The Best Hotel
Jharkhand has a smooth, wide highway, but like many parts of the state, parts of the highway have no power. To compensate, drivers switch on their high beams. They honk urgently. Trucks and buses make a sport of overtaking each other, so there are often two enormous vehicles hurtling towards you, one directly in your lane.
We were in the smallest car on the road. It didn’t even have working lights, but this fact, instead of humbling our driver, prodded him to a maniac competitiveness. He hunched over the steering wheel and slammed on the gas. ‘I do this all the time,’ he cried. ‘It’s my job!’
After an hour or so, the traffic faded. But for the moon, we would have been steeped in darkness. It gleamed clear as a torch on the road, illuminating the forest on either side, revealing pathways and ponds. It was a moment of unexpected beauty and I was grateful for it.
Then Ramesh rolled up his window. ‘Watch for Naxalites,’ he warned.

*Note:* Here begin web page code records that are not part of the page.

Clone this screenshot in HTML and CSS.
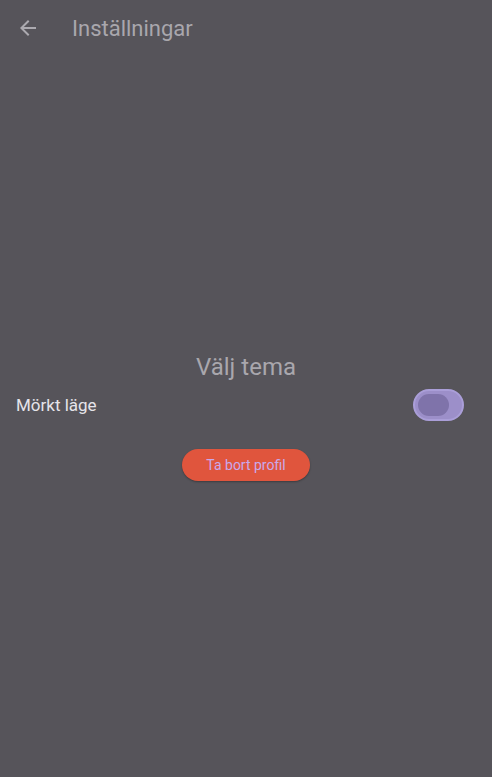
FILE: index.html
```html
<!DOCTYPE html>
<html lang="sv">
<head>
<meta charset="utf-8">
<link rel="stylesheet" href="styles.css">
</head>
<body>
<div class="app">
  <header class="bar">
    <button class="back" aria-label="Tillbaka">
      <svg width="24" height="24" viewBox="0 0 24 24"><path d="M20 11H7.83l5.59-5.59L12 4l-8 8 8 8 1.41-1.41L7.83 13H20v-2z" fill="currentColor"/></svg>
    </button>
    <h1 class="title">Inställningar</h1>
  </header>
  <main class="content">
    <h2 class="heading">Välj tema</h2>
    <div class="row">
      <span class="label">Mörkt läge</span>
      <span class="switch"><span class="thumb"></span></span>
    </div>
    <button class="danger">Ta bort profil</button>
  </main>
</div>
</body>
</html>
```
FILE: styles.css
```css
html, body { margin: 0; padding: 0; height: 100%; }
body { background: #56545a; font-family: Roboto, "Noto Sans", sans-serif; }
.app { display: flex; flex-direction: column; height: 100vh; }
.bar { height: 56px; display: flex; align-items: center; padding: 0 16px; flex: none; }
.back { background: none; border: 0; padding: 0; width: 24px; height: 24px; color: #acaab0; display: flex; margin-right: 32px; }
.title { margin: 0; font-size: 22px; font-weight: 400; color: #a9a7ad; }
.content { flex: 1; display: flex; flex-direction: column; align-items: center; justify-content: center; }
.heading { margin: 0; font-size: 24px; font-weight: 400; color: #a9a7ad; line-height: 28px; }
.row { align-self: stretch; display: flex; align-items: center; justify-content: space-between; padding: 6px 28px 6px 16px; margin-top: 2px; }
.label { font-size: 17px; color: #e6e4ea; }
.switch { box-sizing: border-box; width: 51px; height: 32px; border-radius: 16px; background: #9c8fc9; border: 2px solid #aa9ed8; display: flex; align-items: center; padding-left: 3px; }
.thumb { width: 31px; height: 22px; border-radius: 11px; background: #7f73aa; }
.danger { margin-top: 22px; background: #e0553d; color: #c9a9ec; border: 0; border-radius: 16px; height: 32px; padding: 0 24px; font-family: Roboto, sans-serif; font-size: 14px; box-shadow: 0 1px 2px rgba(0,0,0,0.3); }
```
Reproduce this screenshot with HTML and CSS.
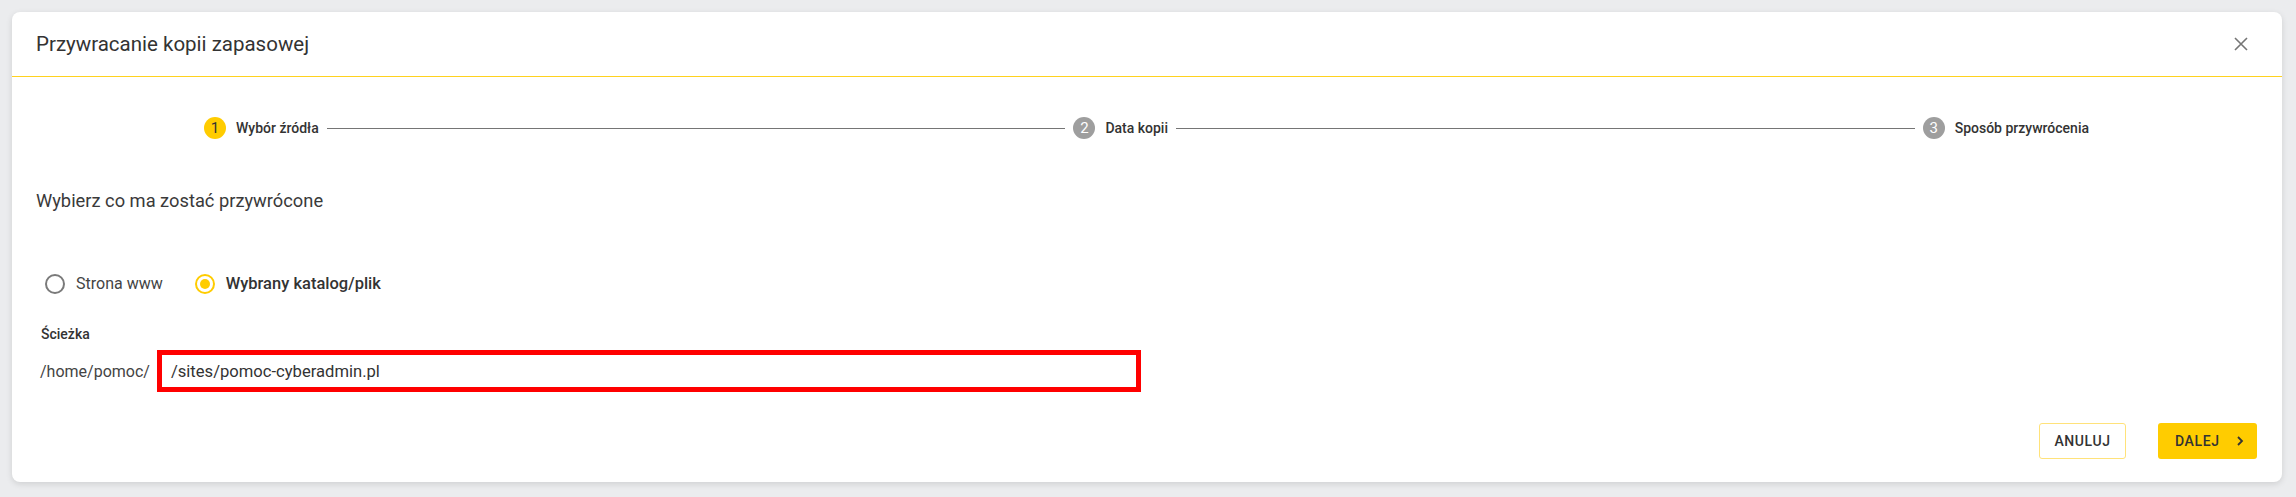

In Jharkhand, we watched constantly for Naxalites. The leftist extremists planted bombs on buses, trains and bridges, but they also struck in the dark, robbing and killing people before melting into the nearby forests or mountains. To be in ‘Naxalite territory’, as we were now, was to be ready for ambush. If that happened I was to step up with my media credentials, making clear I was worth keeping alive.
What would Ramesh do?
‘I will hug my comrades and invite them to dinner in my home,’ said the innocent.
So we rolled up the windows, switched off the radio and accelerated, speeding down the highway. We willed the border to come. But what we saw ahead could not be blamed on the Naxalites.
Traffic had backed up, and the dozens of buses and trucks that had raced past us now stalled, deflated. Drivers, all of them men, strolled up and down the highway, shadowy figures grasping cigarettes and cellphones. They passed on the news – there had been an accident. The police and an ambulance had only just arrived.
We parked behind everyone else, and our driver turned to me. ‘You wait here,’ he said. ‘I’ll go look.’
Ramesh agreed. ‘Wait inside the car until we know what’s happening.’
They were afraid for me, and their fear was not unfounded. Women were a reliable target around here, even when it wasn’t dark and chaotic with men. But I could not afford to be a captive of their fears, or to succumb to mine. If I did, I would retreat, if not from this place, and this pursuit, then some other. If I did, the men might not win, but I would definitely lose.
So we got out of the car together and started walking to the head of the traffic jam, past the buses and trucks, the accumulations of fractious, fidgety men, the women seemingly secure but still vulnerable behind rolled-up windows. We walked for fifteen minutes.
A policeman said the driver of the motorcycle, in overtaking a bus, had flown into the face of an oncoming truck. The driver was thrown off the motorcycle, and there he was – a misshapen heap, broken but still breathing. He was no more than a teenager. When the truck hit he flew, but the young man sitting behind him was plucked off the bike and dragged along, in the opposite direction. No one got the truck’s number plate, or even knew where it was now. But several of us could see the young man.
‘Look,’ said someone. ‘A finger!’
A policeman pounced on it and stuck it in a garbage bag.
With the help of bystanders, using their cellphones for light, the police then gathered up the body parts they could see – a hand, a leg, some unidentifiable bits – and eventually, at the base of a tree down the road, the young man’s severed head.
The family members arrived. There were six of them, and they stepped out of their white Maruti van in order of gender. First came the men, and they went straight to the driver of the motorcycle. Then came the women, in salwar kameezes and saris, high heels and glass bangles, and they were still, as though they had expended all their energy in that single step from van to road. If they spoke, or even wept, I didn’t hear them – several of the truck drivers had got tired of waiting and they pounded their horns like bullies.
A family member walked over. ‘They had gone to buy mithai,’ he said, with a bewildered expression. ‘So many guests had come, but there were no sweets to feed them.’